Joe Gildner, Sound Transit's U Link executive project director, said both U Link contractors have given Sound Transit detailed excavation plans that the agency has reviewed with the Federal Transit Administration.

Gildner said Sound Transit's staff recognizes the risk of tunneling under the Montlake Cut. He said the contract requires Traylor Frontier-Kemper Joint Venture, the contractor building U Link between Husky Stadium and Capitol Hill, to stop at a “hold point” to check everything before tunneling under the water.

Three TBMs will be used on U Link. Two of them will tunnel the UW-to-Capitol Hill segment, and the first of those two is set to launch in the next few days. The third TBM will tunnel from Capitol Hill to downtown Seattle.

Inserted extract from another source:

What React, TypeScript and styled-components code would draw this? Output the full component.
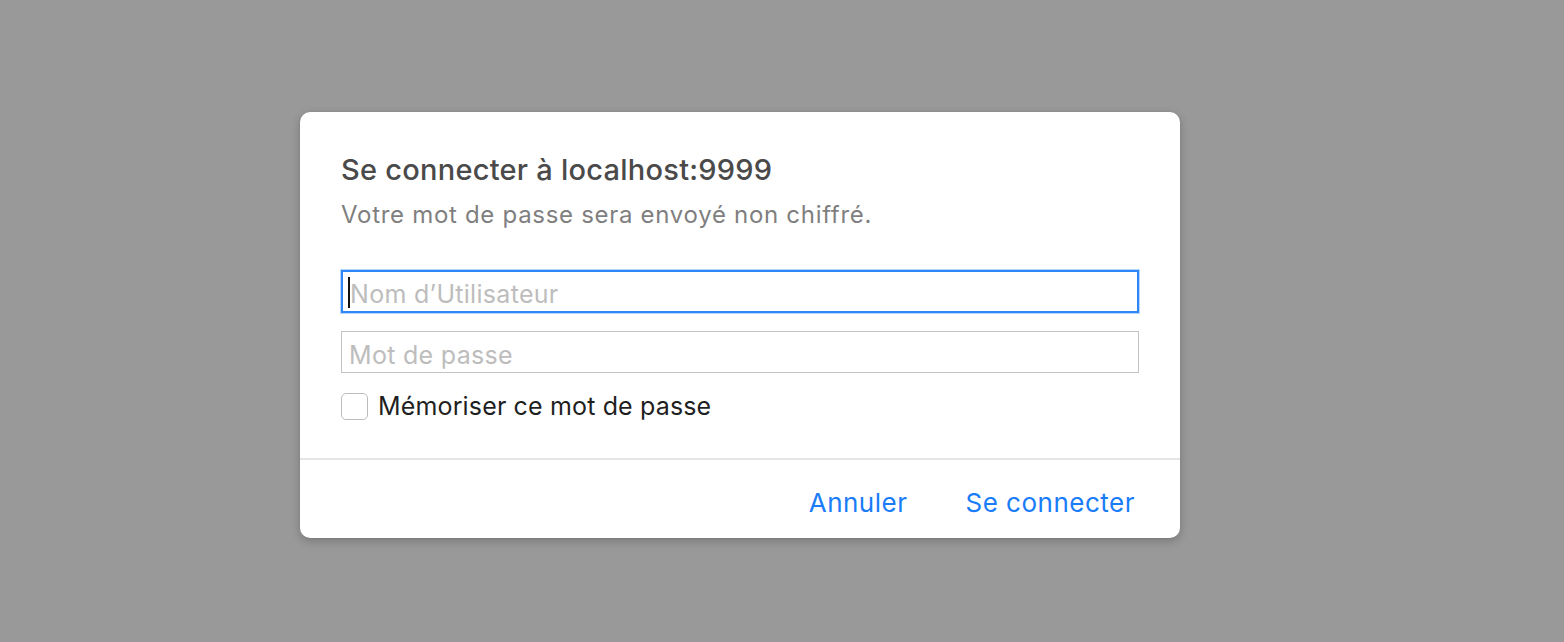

Each TBM weighs more than 1 million pounds and is longer than 300 feet, including the conveyor systems that remove spoils excavated by the 21-foot diameter cutter head.

Satellite technology will guide the machines.

The TBMs are expected to operate around the clock. Sound Transit estimates it will take Traylor Frontier–Kemper Joint Venture 12 to 18 months to complete the 2.4-mile long twin tunnels from Husky Stadium to Capitol Hill.

Tunneling between Capitol Hill and downtown is scheduled to begin in late June. JCM U-Link Joint Venture is the contractor on that three-quarter-mile-long segment.

The machine will bore from Capitol Hill to downtown, where it will be removed though a special shaft near the downtown transit tunnel. Crews will truck the TBM back to Capitol Hill, where it will start digging the second tunnel. The entire operation also is expected to last 12 to 18 months.

U Link is scheduled to open in 2016. It is expected to serve an estimated 70,000 new light rail riders daily in one of the most densely populated areas on the West Coast, according to Sound Transit.

The Seattle-area Interstate 5 corridor now operates over capacity for up to eight hours a day with some buses running up to 30 minutes late.

When light rail is completed, Sound Transit said it will take six minutes to get from Husky Stadium to downtown even though the corridor's population is projected to grow 56 percent by 2030.